In 1875, Navy lieutenant commander Charles Dwight Sigsbee and his ship, the George S. Blake, began a journey into the history books. They started measuring the depth of the Gulf of Mexico with a mechanism that Sigsbee created. When the job was finished three years later, the ship had measured the entire Gulf—the first ocean basin to have an accurate map of all its contours.
Sailors had been measuring depths for centuries. They threw a rope with a heavy weight on the end into the water. Distances were marked on the rope every few feet. Counting the marks revealed the ocean depth.

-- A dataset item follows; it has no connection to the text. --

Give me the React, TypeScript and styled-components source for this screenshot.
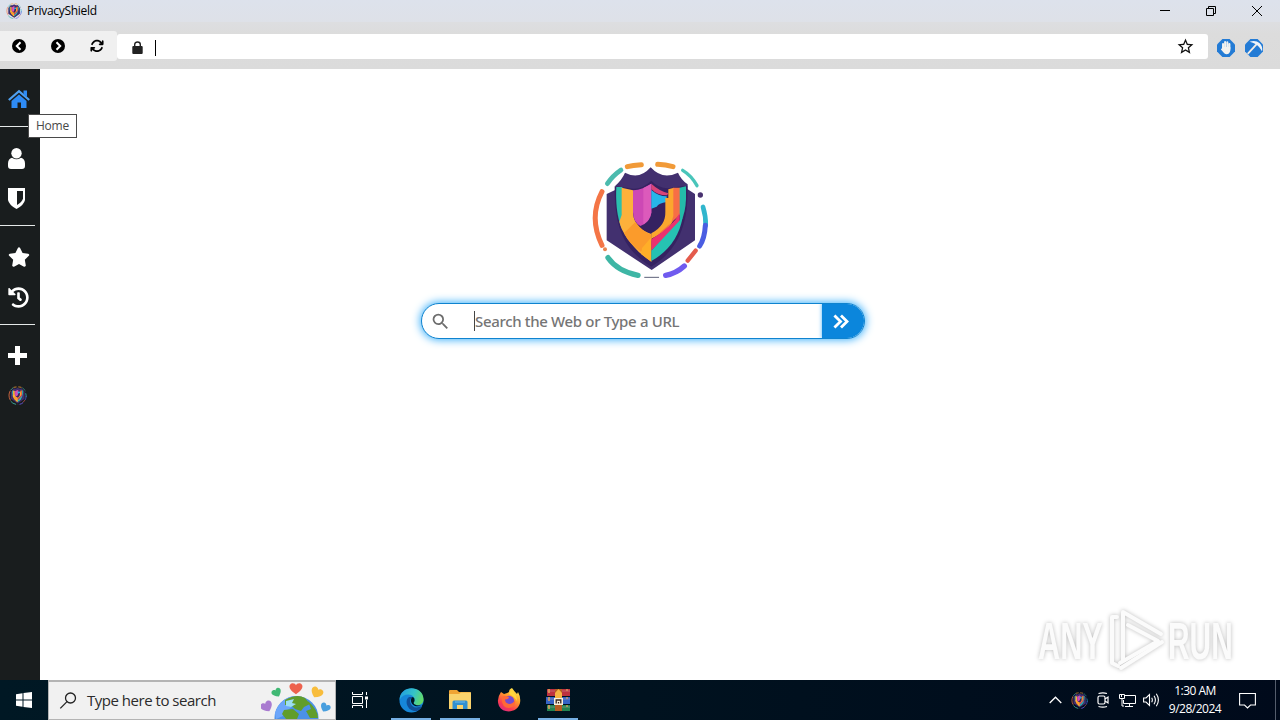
import type { ReactNode } from 'react';
import styled, { createGlobalStyle } from 'styled-components';
import { FaHistory, FaStar } from 'react-icons/fa';
import { FaArrowsRotate } from 'react-icons/fa6';
import { MdSearch, MdStarBorder } from 'react-icons/md';

const GlobalStyle = createGlobalStyle`
  * {
    box-sizing: border-box;
  }
  body {
    margin: 0;
    overflow: hidden;
    font-family: 'Open Sans', 'Noto Sans', sans-serif;
  }
  svg {
    display: block;
    flex-shrink: 0;
  }
`;

const Desktop = styled.div`
  position: relative;
  display: flex;
  flex-direction: column;
  width: 1280px;
  height: 720px;
  background: #fff;
`;

const TitleBar = styled.header`
  display: flex;
  align-items: center;
  height: 22px;
  padding-left: 6px;
  background: linear-gradient(#dde2ec, #dee1e8);
`;

const Title = styled.span`
  flex: 1;
  margin-left: 5px;
  font-size: 12px;
  line-height: 22px;
  letter-spacing: -0.3px;
  color: #000;
`;

const WindowButton = styled.div`
  display: flex;
  align-items: center;
  justify-content: center;
  width: 46px;
  height: 22px;
`;

const Toolbar = styled.div`
  display: flex;
  align-items: center;
  height: 47px;
  background: linear-gradient(#dddee1, #dcdcdc 12px, #dbdbdb);
`;

const NavButtons = styled.div`
  display: flex;
  width: 117px;
  height: 30px;
  border-radius: 0 3px 3px 0;
  background: #f0f0f0;
`;

const NavButton = styled.div`
  display: flex;
  align-items: center;
  justify-content: center;
  width: 39px;
  padding-right: 2px;
  color: #000;
`;

const AddressBar = styled.div`
  display: flex;
  align-items: center;
  width: 1091px;
  height: 25px;
  margin: 2px 8px 0 0;
  padding: 0 13px 0 15px;
  border-radius: 3px;
  background: #fff;
`;

const Caret = styled.div<{ $height: number; $gap: number; $color?: string }>`
  width: 1px;
  height: ${({ $height }) => $height}px;
  margin-left: ${({ $gap }) => $gap}px;
  background: ${({ $color }) => $color ?? '#000'};
`;

const AddressCaret = styled(Caret)`
  margin-top: 2px;
`;

const Spacer = styled.div`
  flex: 1;
`;

const Extension = styled.div`
  display: flex;
  align-items: center;
  justify-content: center;
  width: 20px;
  height: 20px;
  margin: 4px 8px 0 0;
`;

const Body = styled.div`
  display: flex;
  height: 611px;
`;

const Sidebar = styled.nav`
  width: 40px;
  background: #191d1e;
`;

const Group = styled.div`
  width: 35px;
  padding: 11px 0 7px;
  border-bottom: 1px solid #e4e8e8;
  &:first-child {
    padding-top: 10px;
  }
  &:last-child {
    padding-top: 10px;
    border-bottom: none;
  }
`;

const SideItem = styled.div<{ $active?: boolean }>`
  position: relative;
  display: flex;
  align-items: center;
  height: 40px;
  padding-left: 8px;
  color: ${({ $active }) => ($active ? '#2e8bf5' : '#fff')};
`;

const Tooltip = styled.div`
  position: absolute;
  top: 35px;
  left: 28px;
  z-index: 1;
  width: 49px;
  height: 24px;
  border: 1px solid #4a4a4a;
  background: #fff;
  color: #484848;
  font-size: 12px;
  line-height: 22px;
  letter-spacing: -0.2px;
  text-align: center;
`;

const Main = styled.main`
  display: flex;
  flex: 1;
  flex-direction: column;
  align-items: center;
  padding: 81px 34px 0 0;
`;

const HeroLogo = styled.div`
  margin-left: 14px;
`;

const SearchBox = styled.div`
  display: flex;
  align-items: center;
  width: 444px;
  height: 36px;
  margin-top: 13px;
  padding-left: 8px;
  overflow: hidden;
  border: 1px solid #0f83cf;
  border-radius: 18px;
  background: #fff;
  box-shadow: 0 0 8px 1px #3cb0fa;
  color: #6d6d6d;
`;

const Placeholder = styled.span`
  flex: 1;
  font-family: 'Noto Sans', sans-serif;
  font-size: 15px;
  font-weight: 500;
  letter-spacing: -0.34px;
  color: #757575;
`;

const GoButton = styled.div`
  display: flex;
  align-items: center;
  width: 42px;
  height: 36px;
  padding-left: 11px;
  background: #0b86dc;
  box-shadow: 0 0 4px #4fb2f5;
`;

const Watermark = styled.svg`
  position: absolute;
  top: 600px;
  left: 1030px;
`;

const Taskbar = styled.footer`
  display: flex;
  height: 40px;
  background: linear-gradient(90deg, #001824, #00121f 50%, #000a1b);
  color: #fff;
`;

const StartButton = styled.div`
  display: flex;
  align-items: center;
  width: 48px;
  padding-left: 16px;
`;

const TaskSearch = styled.div`
  display: flex;
  align-items: center;
  width: 288px;
  height: 40px;
  padding: 0 2px 0 10px;
  border: 1px solid #b4b4b4;
  border-top-width: 2px;
  background: #f1f1f1;
  overflow: hidden;
`;

const TaskSearchLabel = styled.span`
  flex: 1;
  margin: -2px 0 0 10px;
  font-size: 15px;
  letter-spacing: -0.48px;
  color: #2b2b2b;
`;

const TaskButton = styled.div<{ $open?: boolean }>`
  display: flex;
  align-items: center;
  justify-content: center;
  width: 40px;
  height: 40px;
  margin-right: 9px;
  padding-top: 2px;
  border-bottom: 2px solid ${({ $open }) => ($open ? '#76b0e4' : 'transparent')};
`;

const TaskView = styled(TaskButton)`
  margin: 0 12px 0 3px;
`;

const Tray = styled.div`
  display: flex;
  align-items: center;
  margin-left: auto;
`;

const TrayIcon = styled.div`
  display: flex;
  justify-content: center;
  width: 24px;
`;

const Clock = styled.div`
  width: 64px;
  font-size: 12px;
  line-height: 18px;
  letter-spacing: -0.5px;
  text-align: center;
`;

const Notifications = styled.div`
  display: flex;
  align-items: center;
  width: 49px;
  height: 40px;
  margin-right: 4px;
  padding-left: 12px;
  border-right: 1px solid #545d6c;
`;

const ShieldLogo = ({ size, box = '30 25 360 365' }: { size: number; box?: string }) => (
  <svg width={size} height={size} viewBox={box}>
    <path d="M107 119 L106 107 Q126 89 135 68 Q178 91 212 52 Q247 91 294 68 Q303 89 323 103 V118 L345 132 V271 L215 360 L80 271 V132 Z" fill="#42306f" />
    <path d="M214 92 Q180 124 145 114 L104 109 C104 212 119 293 214 350 C307 293 326 201 322 107 L283 112 Q242 122 214 92 Z" fill="#352261" />
    <path d="M109 111 H127 V240 C109 200 107 150 109 111 Z" fill="#2bbfae" />
    <path d="M125 113 L159 121 V190 C162 225 188 245 214 252 V335 C163 302 125 250 118 215 L125 195 Z" fill="#fdb13b" />
    <path d="M132 250 L166 216 Q189 246 214 254 V272 L183 305 Q149 284 132 250 Z" fill="#fb9b2b" />
    <path d="M186 294 L214 262 V335 L184 313 Z" fill="#ffae28" />
    <path d="M159 121 Q190 119 214 101 V188 Q210 217 181 228 Q160 217 159 187 Z" fill="#cd48b5" />
    <path d="M190 114 L214 101 V188 Q210 211 190 223 Z" fill="#dc5abb" />
    <path d="M214 101 Q235 121 265 130 L261 136 Q231 136 214 117 Z" fill="#d94478" />
    <path d="M214 120 Q235 139 260 139 V156 Q236 160 230 170 L214 176 Z" fill="#27b6e9" />
    <path d="M256 185 V144 H265 V118 L282 113 V200 C279 228 245 250 214 266 V250 C244 234 257 212 256 185 Z" fill="#fba72e" />
    <path d="M280 113 H300 V194 L232 255 Q276 230 280 198 Z" fill="#f76e45" />
    <path d="M299 113 L318 109 V147 Q317 185 303 216 L299 218 Z" fill="#24bca9" />
    <path d="M214 268 Q277 230 299 190 V220 L214 302 Z" fill="#ec316f" />
    <path d="M214 302 L308 202 Q292 290 214 333 Z" fill="#26c2b2" />
    <g fill="none" strokeLinecap="round">
      <path d="M66 125 C43 169 36 225 66 286" stroke="#f47546" strokeWidth="15" />
      <path d="M82 101 Q98 77 123 60" stroke="#4cbbae" strokeWidth="14" />
      <path d="M142 50 Q158 46 184 44" stroke="#f19a38" strokeWidth="15" />
      <path d="M233 43 Q257 44 279 50" stroke="#f19a38" strokeWidth="15" />
      <path d="M308 61 Q334 76 351 107" stroke="#49c5ba" strokeWidth="10" />
      <path d="M369 171 Q378 200 377 226" stroke="#31b6cd" strokeWidth="14" />
      <path d="M376 226 Q374 265 359 288" stroke="#4a5de2" strokeWidth="15" />
      <path d="M347 302 L323 332" stroke="#e45b4c" strokeWidth="13" />
      <path d="M313 348 Q289 370 257 376" stroke="#705bef" strokeWidth="16" />
      <path d="M84 323 Q112 363 174 376" stroke="#3eb6a5" strokeWidth="16" />
      <path d="M194 382 H236" stroke="#5d6179" strokeWidth="3" />
    </g>
    <circle cx="361" cy="135" r="8" fill="#493270" />
    <circle cx="75" cy="298" r="6" fill="#e98550" />
  </svg>
);

const CircleChevron = ({ right }: { right?: boolean }) => (
  <svg width="14" height="14" viewBox="0 0 14 14">
    <circle cx="7" cy="7" r="7" fill="#000" />
    <path d={right ? 'M5.5 3.3 9.2 7 5.5 10.7' : 'M8.5 3.3 4.8 7 8.5 10.7'} fill="none" stroke="#fff" strokeWidth="2" />
  </svg>
);

const HomeIcon = () => (
  <svg width="22" height="20" viewBox="0 0 22 20">
    <path d="M.8 11 11 2.2 21.2 11" fill="none" stroke="#4fa0f0" strokeWidth="2.2" />
    <path d="M15.5 1.5H19V8.5L15.5 5.5Z" fill="#2e8bf5" />
    <path d="M3.5 12 11 5.6 18.5 12V19H13V13.5H9.5V19H3.5Z" fill="currentColor" />
  </svg>
);

const WindowIcon = ({ children }: { children: ReactNode }) => (
  <svg width="12" height="12" viewBox="0 0 12 12" fill="none" stroke="#000">
    {children}
  </svg>
);

const Heart = ({ x, y, scale, rotate = 0, color }: { x: number; y: number; scale: number; rotate?: number; color: string }) => (
  <path
    d="M0 5.5 C-10 -.5 -7 -6 -3.5 -6 C-1.5 -6 -.5 -5 0 -4 C.5 -5 1.5 -6 3.5 -6 C7 -6 10 -.5 0 5.5Z"
    transform={`translate(${x} ${y}) rotate(${rotate}) scale(${scale})`}
    fill={color}
  />
);

const EarthArt = () => (
  <svg width="72" height="37" viewBox="0 0 72 37">
    <Heart x={6} y={25} scale={0.9} rotate={-28} color="#a97bd0" />
    <Heart x={16} y={11} scale={0.72} rotate={-30} color="#40b873" />
    <Heart x={35} y={7} scale={0.95} color="#ed624e" />
    <Heart x={55.5} y={11} scale={0.9} rotate={28} color="#f8bd3c" />
    <Heart x={64} y={26} scale={0.74} rotate={28} color="#489ede" />
    <circle cx="35.5" cy="36" r="22" fill="#4b91e8" />
    <path d="M14 31 Q20 14 36 14 L29 20 26 24 31 25 25 29 22 34 15 37 Z" fill="#6ca6fa" />
    <path d="M24 18 Q36 11 44 16 L49 22 43 25 40 29 34 27 30 23 24 23 Z M47 19 Q57 28 57 36 L49 36 45 29 50 27 Z M23 28 L32 27 38 32 36 37 H25 L21 32 Z" fill="#619d2b" />
    <path d="M25 19 L33 17 31 21 35 22 30 25 25 24 Z" fill="#9cdef2" />
  </svg>
);

const EdgeIcon = () => (
  <svg width="25" height="25" viewBox="0 0 25 25">
    <defs>
      <linearGradient id="edgeTop" x1="0" y1=".3" x2="1" y2=".6">
        <stop stopColor="#229ee1" />
        <stop offset=".55" stopColor="#35c3c7" />
        <stop offset="1" stopColor="#65db62" />
      </linearGradient>
    </defs>
    <circle cx="12.5" cy="12.5" r="12" fill="#1687d9" />
    <path d="M.5 12 C1-4 24-3 24.5 11 C25 18 17 18 15 16 C14 14 16 14 15.5 11 C14 5 4 5 .5 12Z" fill="url(#edgeTop)" />
    <path d="M10 9 C5 12 8 24 18 23 Q22 21 23 18 Q14 22 11.5 15 Q10 11 14 9 Z" fill="#104f98" />
    <path d="M14 9 C11 10 11 16 16 18 Q20 19 23 17 L24 19 H25 V16 Q20 19 15 16 Q14 15 15.5 13 Q16 10 14 9Z" fill="#001520" />
  </svg>
);

const FolderIcon = () => (
  <svg width="23" height="20" viewBox="0 0 23 20">
    <path d="M0 1 Q0 0 1 0 H8 L10 2 H21 Q22 2 22 3 V19 H0 Z" fill="#f0a433" />
    <path d="M0 4 H10 L12 2.5 H22 V19 H0 Z" fill="#fad36c" />
    <path d="M3.5 19 V12 Q3.5 10.5 5 10.5 H17 Q18.5 10.5 18.5 12 V19 H14 V15 H8 V19 Z" fill="#3290d0" />
    <path d="M6 12 H16" stroke="#70bbeb" />
  </svg>
);

const FirefoxIcon = () => (
  <svg width="24" height="24" viewBox="0 0 24 24">
    <defs>
      <linearGradient id="fox" x1=".8" y1="0" x2=".2" y2="1">
        <stop stopColor="#fff44f" />
        <stop offset=".4" stopColor="#ff9a2b" />
        <stop offset=".75" stopColor="#fb3b50" />
        <stop offset="1" stopColor="#d92b86" />
      </linearGradient>
    </defs>
    <path d="M4 4 L7 6 Q11 5 12 4 Q12 1 15 0 Q17 3 20 6 L21 4 Q24 9 23 15 C21 24 7 27 2 18 Q-1 11 4 4Z" fill="url(#fox)" />
    <circle cx="12" cy="13" r="5.2" fill="#744bd0" />
    <path d="M5 9 Q7 7 12 9 Q12 11 8 11.5 Q8 15 12 16 Q16 16 18 12 Q19 19 12 20 Q4 20 5 9Z" fill="#ff6937" />
    <path d="M14 2 Q20 6 20 13 Q17 8 12 6 Z" fill="#ffd83c" />
  </svg>
);

const WinrarIcon = () => (
  <svg width="25" height="24" viewBox="0 0 25 24">
    <rect x="1" y="1" width="23" height="7" fill="#bd3140" />
    <rect y="9" width="24" height="7" fill="#3563c5" />
    <rect x="1" y="17" width="23" height="6" fill="#228351" />
    <path d="M1 3 H24 M1 11 H24 M1 19 H24" stroke="#d4b1b6" opacity=".4" />
    <path d="M3 1 V23" stroke="#e4a55b" strokeWidth="1.5" strokeDasharray="4 4" />
    <path d="M21 1 V23" stroke="#e4a55b" strokeWidth="1.2" strokeDasharray="2 6" />
    <rect x="9" y="1" width="7" height="22" fill="#b55c22" />
    <path d="M9 5 L12.5 1 16 5 V10 H9 Z" fill="#f5b344" />
    <rect x="8" y="10" width="9" height="7" fill="#f8edda" />
    <path d="M10.2 15.5 V12 H14.8 V15.5 M12.5 14 V15.5" fill="none" stroke="#33231b" strokeWidth="1.3" />
  </svg>
);

const App = () => {
  return (
    <Desktop>
      <GlobalStyle />
      <TitleBar>
        <ShieldLogo size={16} />
        <Title>PrivacyShield</Title>
        <WindowButton>
          <WindowIcon>
            <path d="M1 5.5H11" />
          </WindowIcon>
        </WindowButton>
        <WindowButton>
          <WindowIcon>
            <path d="M1.5 3.5H8.5V10.5H1.5Z M3.5 3V1.5H10.5V8.5H9" />
          </WindowIcon>
        </WindowButton>
        <WindowButton>
          <WindowIcon>
            <path d="M1 1 11 11 M11 1 1 11" />
          </WindowIcon>
        </WindowButton>
      </TitleBar>

      <Toolbar>
        <NavButtons>
          <NavButton>
            <CircleChevron />
          </NavButton>
          <NavButton>
            <CircleChevron right />
          </NavButton>
          <NavButton>
            <FaArrowsRotate size={14} />
          </NavButton>
        </NavButtons>
        <AddressBar>
          <svg width="11" height="15" viewBox="0 -2 11 15">
            <path d="M2.7 6V3.6C2.7.1 8.3.1 8.3 3.6V6" fill="none" stroke="#222" strokeWidth="1.4" />
            <rect x=".3" y="5" width="10.4" height="8" rx="1" fill="#222" />
          </svg>
          <AddressCaret $height={16} $gap={12} />
          <Spacer />
          <MdStarBorder size={19} color="#111" />
        </AddressBar>
        <Extension>
          <svg width="18" height="18" viewBox="0 0 20 20">
            <path d="M6 0H14L20 6V14L14 20H6L0 14V6Z" fill="#237bd5" />
            <path d="M6.7 11V5.5M9 10V3.2M11.5 10V3.5M13.8 11V5.5" stroke="#f3f2ef" strokeWidth="2.2" strokeLinecap="round" />
            <path d="M5.6 9H14.8V13Q13.8 17 10.5 17Q8.6 17 7 14.6L4.4 11.6Q4.3 10 5.7 11Z" fill="#f3f2ef" />
          </svg>
        </Extension>
        <Extension>
          <svg width="18" height="18" viewBox="0 0 20 20">
            <path d="M6 0H14L20 6V14L14 20H6L0 14V6Z" fill="#237bd5" />
            <path d="M3 16.5 14 4.5" stroke="#f5eee6" strokeWidth="2" />
            <path d="M5 3 Q12 1 16 4.5 Q20 8 19 14 Q16 8 11.5 5.5 Q9 4 5 3Z" fill="#eef4fa" />
          </svg>
        </Extension>
      </Toolbar>

      <Body>
        <Sidebar>
          <Group>
            <SideItem $active>
              <HomeIcon />
              <Tooltip>Home</Tooltip>
            </SideItem>
          </Group>
          <Group>
            <SideItem>
              <svg width="17" height="21" viewBox="0 0 17 21" fill="currentColor">
                <circle cx="8.5" cy="5.2" r="5.2" />
                <path d="M4 9.8 Q8.5 12.8 13 9.8 Q17 11 17 15.5 V18 Q17 21 14 21 H3 Q0 21 0 18 V15.5 Q0 11 4 9.8Z" />
              </svg>
            </SideItem>
            <SideItem>
              <svg width="17" height="21" viewBox="0 0 17 21">
                <path d="M0 0 H17 V12 Q16 17 8.5 21 Q1 17 0 12Z" fill="#fff" />
                <path d="M9 3H15V10.5Q14 14.3 9 17Z" fill="#191d1e" />
              </svg>
            </SideItem>
          </Group>
          <Group>
            <SideItem>
              <FaStar size={22} />
            </SideItem>
            <SideItem>
              <FaHistory size={21} />
            </SideItem>
          </Group>
          <Group>
            <SideItem>
              <svg width="19" height="19" viewBox="0 0 19 19">
                <path d="M7 0H12V7H19V12H12V19H7V12H0V7H7Z" fill="#fff" />
              </svg>
            </SideItem>
            <SideItem>
              <ShieldLogo size={19} />
            </SideItem>
          </Group>
        </Sidebar>

        <Main>
          <HeroLogo>
            <ShieldLogo size={140} box="0 0 420 420" />
          </HeroLogo>
          <SearchBox>
            <MdSearch size={21} />
            <Caret $height={20} $gap={23} $color="#444" />
            <Placeholder>Search the Web or Type a URL</Placeholder>
            <GoButton>
              <svg width="16" height="15" viewBox="0 0 17 16" fill="none" stroke="#fff" strokeWidth="3">
                <path d="M1.5 1.5 8 8 1.5 14.5 M8.5 1.5 15 8 8.5 14.5" />
              </svg>
            </GoButton>
          </SearchBox>
        </Main>
      </Body>

      <Watermark width="240" height="80" viewBox="0 0 240 80">
        <g style={{ filter: 'drop-shadow(0 0 2px #bbb)' }}>
          <g fill="#fbfbfb" fontFamily="'Liberation Sans', sans-serif" fontSize="52" fontWeight="bold">
            <text transform="translate(8 59) scale(.59 1)">ANY</text>
            <text transform="translate(138 59) scale(.575 1)">RUN</text>
          </g>
          <g fill="none" stroke="#fbfbfb" strokeWidth="4" strokeLinejoin="round" strokeLinecap="round">
            <path d="M87 17 H82 V63 L88 66" />
            <path d="M93 60 V12 L131 34" />
            <path d="M98 25 L128 41 L90 63" />
            <path d="M132 42 L91 68" />
          </g>
        </g>
      </Watermark>

      <Taskbar>
        <StartButton>
          <svg width="16" height="16" viewBox="0 0 16 16" fill="#fff">
            <path d="M0 2.2 6.5 1.3V7.5H0Z M7.5 1.1 16 0V7.5H7.5Z M0 8.5H6.5V14.7L0 13.8Z M7.5 8.5H16V16L7.5 14.9Z" />
          </svg>
        </StartButton>
        <TaskSearch>
          <svg width="18" height="18" viewBox="0 0 18 18" fill="none" stroke="#222" strokeWidth="1.3">
            <circle cx="11.5" cy="6" r="5" />
            <path d="M8 9.6 1.3 16.4" />
          </svg>
          <TaskSearchLabel>Type here to search</TaskSearchLabel>
          <EarthArt />
        </TaskSearch>
        <TaskView>
          <svg width="17" height="16" viewBox="0 0 17 16" fill="none" stroke="#fff">
            <path d="M1.5 4.5H11.5V11.5H1.5Z M1.5 0V2.5H11.5V0M1.5 16V13.5H11.5V16M15.5 0V3M15.5 8V16" />
            <path d="M14 4.5H17V7.5H14Z" fill="#fff" stroke="none" />
          </svg>
        </TaskView>
        <TaskButton $open>
          <EdgeIcon />
        </TaskButton>
        <TaskButton $open>
          <FolderIcon />
        </TaskButton>
        <TaskButton>
          <FirefoxIcon />
        </TaskButton>
        <TaskButton $open>
          <WinrarIcon />
        </TaskButton>

        <Tray>
          <TrayIcon>
            <svg width="13" height="8" viewBox="0 0 13 8" fill="none" stroke="#fff" strokeWidth="1.3">
              <path d="M.7 7 6.5 1.2 12.3 7" />
            </svg>
          </TrayIcon>
          <TrayIcon>
            <ShieldLogo size={17} />
          </TrayIcon>
          <TrayIcon>
            <svg width="12" height="16" viewBox="0 0 12 16" fill="none" stroke="#fff" strokeWidth="1.2">
              <rect x="1" y="4" width="7" height="8" rx="1.5" />
              <path d="M8 7 11 5V11L8 9M1.5 1.5Q6 .2 10 1.5M1.5 14.5Q6 15.8 10 14.5" />
            </svg>
          </TrayIcon>
          <TrayIcon>
            <svg width="17" height="14" viewBox="0 0 17 14" fill="none" stroke="#fff">
              <path d="M6 2.5H16.5V10.5H4.5V7M10.5 11V13M6 13.5H14M.5 1.5H5.5V5.5H.5ZM3 6V13H5M2.5 1.5V4" />
            </svg>
          </TrayIcon>
          <TrayIcon>
            <svg width="17" height="14" viewBox="0 0 17 14" fill="none" stroke="#fff" strokeWidth="1.1">
              <path d="M.6 5H3L6.5 1.5V12.5L3 9H.6ZM8.7 4.7Q10 7 8.7 9.3M11 2.7Q13.8 7 11 11.3M13.3.8Q17.5 7 13.3 13.2" />
            </svg>
          </TrayIcon>
          <Clock>
            1:30 AM
            <br />
            9/28/2024
          </Clock>
          <Notifications>
            <svg width="17" height="17" viewBox="0 0 17 17" fill="none" stroke="#fff" strokeWidth="1.1">
              <path d="M.6 1.5H16.4V13H11.5L8.5 16 5.5 13H.6Z" />
            </svg>
          </Notifications>
        </Tray>
      </Taskbar>
    </Desktop>
  );
};

export default App;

The technique became known as depth sounding. Crew members would “sound off” the depth as the rope played out. But it wasn’t especially accurate—especially for deep water. But it improved in the mid-19th century. Sir William Thomson of England developed a machine to do the job, using piano wire on a motorized spool.
Sigsbee refined that design. He made the machine larger and more stable, and replaced the piano wire with steel. That improved accuracy. His device became known as the Sigsbee sounding machine. And it was the standard for measuring depths for 50 years.
Scientists named many of the features mapped by the Blake after its commander. So maps of the Gulf of Mexico show the Sigsbee Escarpment, Sigsbee Abyssal Plain, and Sigsbee Deep—the deepest spot in the Gulf—first recorded by Sigsbee’s machine a century and a half ago.